◆ Required work
Single out the lines of the material that contain "React" and copy them.

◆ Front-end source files

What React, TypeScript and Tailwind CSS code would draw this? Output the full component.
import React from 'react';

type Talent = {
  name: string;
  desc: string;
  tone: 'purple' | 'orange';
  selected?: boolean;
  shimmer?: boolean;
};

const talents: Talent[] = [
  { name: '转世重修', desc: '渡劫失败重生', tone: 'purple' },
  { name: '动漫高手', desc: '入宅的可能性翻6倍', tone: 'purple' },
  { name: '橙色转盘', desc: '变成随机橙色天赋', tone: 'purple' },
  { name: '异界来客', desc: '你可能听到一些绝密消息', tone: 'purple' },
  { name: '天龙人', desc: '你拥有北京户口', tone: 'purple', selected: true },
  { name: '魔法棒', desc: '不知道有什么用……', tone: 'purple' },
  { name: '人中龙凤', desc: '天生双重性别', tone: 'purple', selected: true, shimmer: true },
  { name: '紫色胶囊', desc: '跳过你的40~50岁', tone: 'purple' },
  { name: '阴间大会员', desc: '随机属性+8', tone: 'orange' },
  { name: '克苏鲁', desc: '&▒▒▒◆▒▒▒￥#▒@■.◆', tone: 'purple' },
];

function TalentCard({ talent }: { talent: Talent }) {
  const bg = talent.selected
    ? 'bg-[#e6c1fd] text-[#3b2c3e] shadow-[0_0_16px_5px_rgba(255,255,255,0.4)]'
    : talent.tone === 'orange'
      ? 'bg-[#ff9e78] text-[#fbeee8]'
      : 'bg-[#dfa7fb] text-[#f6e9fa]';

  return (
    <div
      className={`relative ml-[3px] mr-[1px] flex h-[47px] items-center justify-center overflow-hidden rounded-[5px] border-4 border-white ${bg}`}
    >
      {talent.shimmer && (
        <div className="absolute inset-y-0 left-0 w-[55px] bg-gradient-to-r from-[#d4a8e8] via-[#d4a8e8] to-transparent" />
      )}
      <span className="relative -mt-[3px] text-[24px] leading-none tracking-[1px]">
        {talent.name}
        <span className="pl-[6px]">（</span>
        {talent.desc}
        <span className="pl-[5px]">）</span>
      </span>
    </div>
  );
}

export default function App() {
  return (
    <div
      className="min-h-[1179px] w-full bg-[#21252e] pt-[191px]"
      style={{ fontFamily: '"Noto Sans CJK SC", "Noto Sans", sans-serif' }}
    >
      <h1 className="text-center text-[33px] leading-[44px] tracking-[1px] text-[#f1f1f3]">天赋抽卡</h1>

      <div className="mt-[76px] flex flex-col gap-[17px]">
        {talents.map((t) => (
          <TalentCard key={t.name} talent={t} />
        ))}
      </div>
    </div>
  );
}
---
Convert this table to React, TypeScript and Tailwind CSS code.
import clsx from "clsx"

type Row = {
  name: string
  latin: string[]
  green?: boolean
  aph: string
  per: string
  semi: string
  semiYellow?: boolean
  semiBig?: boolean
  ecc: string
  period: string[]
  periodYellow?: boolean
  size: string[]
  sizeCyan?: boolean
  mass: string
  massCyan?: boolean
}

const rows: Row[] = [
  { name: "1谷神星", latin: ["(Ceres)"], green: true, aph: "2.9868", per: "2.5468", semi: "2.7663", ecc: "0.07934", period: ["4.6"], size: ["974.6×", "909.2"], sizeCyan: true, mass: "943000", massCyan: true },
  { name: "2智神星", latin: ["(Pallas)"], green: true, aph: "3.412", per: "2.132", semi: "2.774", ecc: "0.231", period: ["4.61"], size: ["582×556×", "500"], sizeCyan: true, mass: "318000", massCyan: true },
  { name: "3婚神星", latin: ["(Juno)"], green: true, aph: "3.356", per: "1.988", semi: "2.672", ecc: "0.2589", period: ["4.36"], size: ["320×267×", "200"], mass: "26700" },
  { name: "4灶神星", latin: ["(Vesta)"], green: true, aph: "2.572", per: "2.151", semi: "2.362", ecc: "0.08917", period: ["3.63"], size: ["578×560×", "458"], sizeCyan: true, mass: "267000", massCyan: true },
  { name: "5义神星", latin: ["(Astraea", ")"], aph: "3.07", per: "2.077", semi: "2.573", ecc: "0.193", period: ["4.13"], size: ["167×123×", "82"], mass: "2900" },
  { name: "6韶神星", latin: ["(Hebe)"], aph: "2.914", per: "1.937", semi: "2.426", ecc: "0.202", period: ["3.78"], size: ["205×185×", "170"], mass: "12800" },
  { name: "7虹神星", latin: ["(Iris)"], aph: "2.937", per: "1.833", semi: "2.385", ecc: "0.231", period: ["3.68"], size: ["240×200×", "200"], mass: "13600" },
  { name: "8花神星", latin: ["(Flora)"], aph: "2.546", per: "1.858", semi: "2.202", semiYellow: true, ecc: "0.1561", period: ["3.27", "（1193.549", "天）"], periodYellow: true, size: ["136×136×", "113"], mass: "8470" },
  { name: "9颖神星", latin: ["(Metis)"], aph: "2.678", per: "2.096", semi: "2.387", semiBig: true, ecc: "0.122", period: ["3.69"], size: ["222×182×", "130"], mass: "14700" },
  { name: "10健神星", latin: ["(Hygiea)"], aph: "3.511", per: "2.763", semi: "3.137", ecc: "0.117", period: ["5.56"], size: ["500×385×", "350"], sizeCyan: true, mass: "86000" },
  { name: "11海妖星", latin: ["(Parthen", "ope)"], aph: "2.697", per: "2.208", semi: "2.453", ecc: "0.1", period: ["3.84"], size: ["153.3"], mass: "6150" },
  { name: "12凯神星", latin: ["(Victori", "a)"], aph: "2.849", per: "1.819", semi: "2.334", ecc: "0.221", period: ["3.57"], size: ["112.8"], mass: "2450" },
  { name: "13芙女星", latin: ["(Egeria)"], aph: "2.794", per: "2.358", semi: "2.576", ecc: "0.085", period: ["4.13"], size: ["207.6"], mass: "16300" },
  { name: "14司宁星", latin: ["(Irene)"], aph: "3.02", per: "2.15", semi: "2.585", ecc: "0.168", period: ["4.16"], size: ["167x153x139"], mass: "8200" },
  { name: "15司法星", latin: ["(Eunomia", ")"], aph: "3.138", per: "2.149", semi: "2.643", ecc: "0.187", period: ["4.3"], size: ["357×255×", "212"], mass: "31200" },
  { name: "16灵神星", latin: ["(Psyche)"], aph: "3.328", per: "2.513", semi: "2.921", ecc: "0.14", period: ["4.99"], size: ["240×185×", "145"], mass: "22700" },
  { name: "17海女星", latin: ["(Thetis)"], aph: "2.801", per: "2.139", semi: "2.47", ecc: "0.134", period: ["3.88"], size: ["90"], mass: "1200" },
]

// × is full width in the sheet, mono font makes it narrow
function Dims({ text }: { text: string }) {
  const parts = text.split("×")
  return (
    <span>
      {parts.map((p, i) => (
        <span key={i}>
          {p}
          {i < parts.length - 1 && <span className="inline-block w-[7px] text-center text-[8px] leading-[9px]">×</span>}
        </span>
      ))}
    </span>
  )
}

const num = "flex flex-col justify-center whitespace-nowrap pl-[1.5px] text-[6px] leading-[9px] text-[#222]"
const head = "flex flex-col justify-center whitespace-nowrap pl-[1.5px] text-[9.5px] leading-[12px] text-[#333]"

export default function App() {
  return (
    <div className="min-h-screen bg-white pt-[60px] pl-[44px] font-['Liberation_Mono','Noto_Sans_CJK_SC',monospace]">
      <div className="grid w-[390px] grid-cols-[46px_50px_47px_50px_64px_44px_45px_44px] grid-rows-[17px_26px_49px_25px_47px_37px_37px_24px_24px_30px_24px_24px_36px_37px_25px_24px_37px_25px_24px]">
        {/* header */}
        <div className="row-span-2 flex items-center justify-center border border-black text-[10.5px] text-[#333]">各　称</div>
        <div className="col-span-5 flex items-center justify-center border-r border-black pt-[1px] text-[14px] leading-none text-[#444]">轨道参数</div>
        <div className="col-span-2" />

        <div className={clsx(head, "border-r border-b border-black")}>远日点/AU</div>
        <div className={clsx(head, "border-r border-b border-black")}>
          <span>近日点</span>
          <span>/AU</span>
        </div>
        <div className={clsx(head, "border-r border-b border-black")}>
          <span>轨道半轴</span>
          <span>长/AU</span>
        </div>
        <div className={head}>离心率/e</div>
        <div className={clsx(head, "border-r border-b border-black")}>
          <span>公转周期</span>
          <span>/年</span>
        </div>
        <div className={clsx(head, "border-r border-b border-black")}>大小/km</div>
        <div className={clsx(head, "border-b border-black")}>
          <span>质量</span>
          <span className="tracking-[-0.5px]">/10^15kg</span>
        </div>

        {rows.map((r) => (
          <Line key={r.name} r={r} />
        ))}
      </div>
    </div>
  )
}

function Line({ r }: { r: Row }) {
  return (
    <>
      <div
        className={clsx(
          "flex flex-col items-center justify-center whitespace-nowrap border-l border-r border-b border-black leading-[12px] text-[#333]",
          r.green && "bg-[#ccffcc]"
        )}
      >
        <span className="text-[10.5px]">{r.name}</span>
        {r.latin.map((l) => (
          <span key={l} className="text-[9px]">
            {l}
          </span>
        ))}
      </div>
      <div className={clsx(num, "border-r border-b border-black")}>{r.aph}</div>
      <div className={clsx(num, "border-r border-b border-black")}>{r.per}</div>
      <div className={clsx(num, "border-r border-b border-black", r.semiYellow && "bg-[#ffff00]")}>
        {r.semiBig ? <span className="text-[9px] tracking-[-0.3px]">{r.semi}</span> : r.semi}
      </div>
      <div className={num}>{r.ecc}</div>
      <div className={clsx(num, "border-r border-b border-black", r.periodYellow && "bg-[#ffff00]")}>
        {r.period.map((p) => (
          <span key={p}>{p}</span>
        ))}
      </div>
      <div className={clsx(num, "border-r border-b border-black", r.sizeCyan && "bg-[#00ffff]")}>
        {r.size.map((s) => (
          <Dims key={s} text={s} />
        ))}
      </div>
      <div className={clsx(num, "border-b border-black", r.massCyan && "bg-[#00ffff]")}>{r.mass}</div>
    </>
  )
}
* * *
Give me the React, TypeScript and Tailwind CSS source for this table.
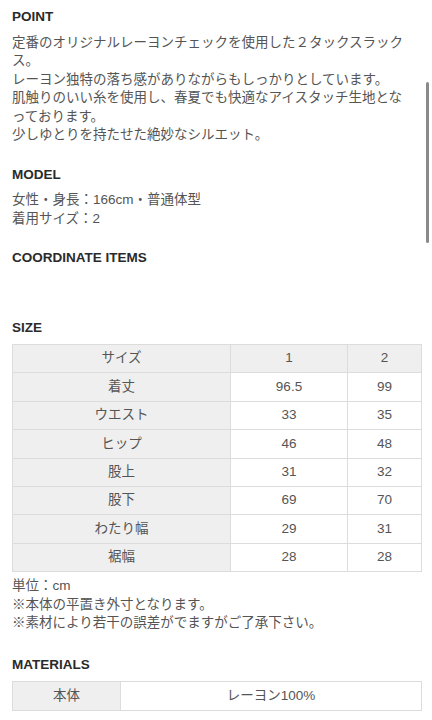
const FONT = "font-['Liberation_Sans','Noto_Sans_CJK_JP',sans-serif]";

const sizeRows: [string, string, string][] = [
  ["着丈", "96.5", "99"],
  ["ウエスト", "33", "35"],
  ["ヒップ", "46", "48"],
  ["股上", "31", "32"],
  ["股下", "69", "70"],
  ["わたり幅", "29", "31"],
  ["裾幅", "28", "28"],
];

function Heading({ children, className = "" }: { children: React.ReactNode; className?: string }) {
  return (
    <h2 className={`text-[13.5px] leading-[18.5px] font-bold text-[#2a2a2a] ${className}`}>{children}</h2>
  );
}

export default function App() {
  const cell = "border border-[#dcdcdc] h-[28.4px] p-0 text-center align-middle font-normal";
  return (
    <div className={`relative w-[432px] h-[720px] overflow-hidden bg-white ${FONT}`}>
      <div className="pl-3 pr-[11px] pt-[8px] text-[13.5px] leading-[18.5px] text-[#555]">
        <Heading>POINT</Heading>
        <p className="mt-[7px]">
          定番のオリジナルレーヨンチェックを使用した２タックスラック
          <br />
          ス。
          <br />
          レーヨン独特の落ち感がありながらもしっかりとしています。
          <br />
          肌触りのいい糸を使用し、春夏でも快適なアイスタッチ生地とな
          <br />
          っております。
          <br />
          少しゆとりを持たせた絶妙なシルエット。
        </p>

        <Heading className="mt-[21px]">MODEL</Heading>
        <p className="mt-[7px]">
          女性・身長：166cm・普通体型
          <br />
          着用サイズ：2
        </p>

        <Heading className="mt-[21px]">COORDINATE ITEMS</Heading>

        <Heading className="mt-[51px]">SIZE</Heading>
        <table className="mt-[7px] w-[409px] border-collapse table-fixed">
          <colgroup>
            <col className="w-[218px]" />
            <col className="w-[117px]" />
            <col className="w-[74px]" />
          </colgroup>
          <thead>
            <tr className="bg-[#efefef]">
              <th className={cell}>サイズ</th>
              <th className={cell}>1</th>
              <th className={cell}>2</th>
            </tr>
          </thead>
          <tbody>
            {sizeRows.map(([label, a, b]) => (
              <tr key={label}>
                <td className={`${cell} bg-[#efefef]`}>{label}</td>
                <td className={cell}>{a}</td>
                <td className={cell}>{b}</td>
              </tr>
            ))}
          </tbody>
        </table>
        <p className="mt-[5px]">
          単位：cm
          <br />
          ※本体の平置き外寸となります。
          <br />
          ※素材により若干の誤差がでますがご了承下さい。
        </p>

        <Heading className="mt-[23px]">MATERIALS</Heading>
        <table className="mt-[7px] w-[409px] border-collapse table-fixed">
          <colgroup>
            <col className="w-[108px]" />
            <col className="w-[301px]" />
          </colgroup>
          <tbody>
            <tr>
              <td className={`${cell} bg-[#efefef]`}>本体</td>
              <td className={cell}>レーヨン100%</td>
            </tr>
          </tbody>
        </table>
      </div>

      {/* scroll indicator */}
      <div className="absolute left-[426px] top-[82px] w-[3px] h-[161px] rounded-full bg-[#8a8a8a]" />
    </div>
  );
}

◆ Task output
What React, TypeScript and Tailwind CSS code would draw this? Output the full component.
import React from 'react';
Convert this table to React, TypeScript and Tailwind CSS code.
Give me the React, TypeScript and Tailwind CSS source for this table.
function Heading({ children, className = "" }: { children: React.ReactNode; className?: string }) {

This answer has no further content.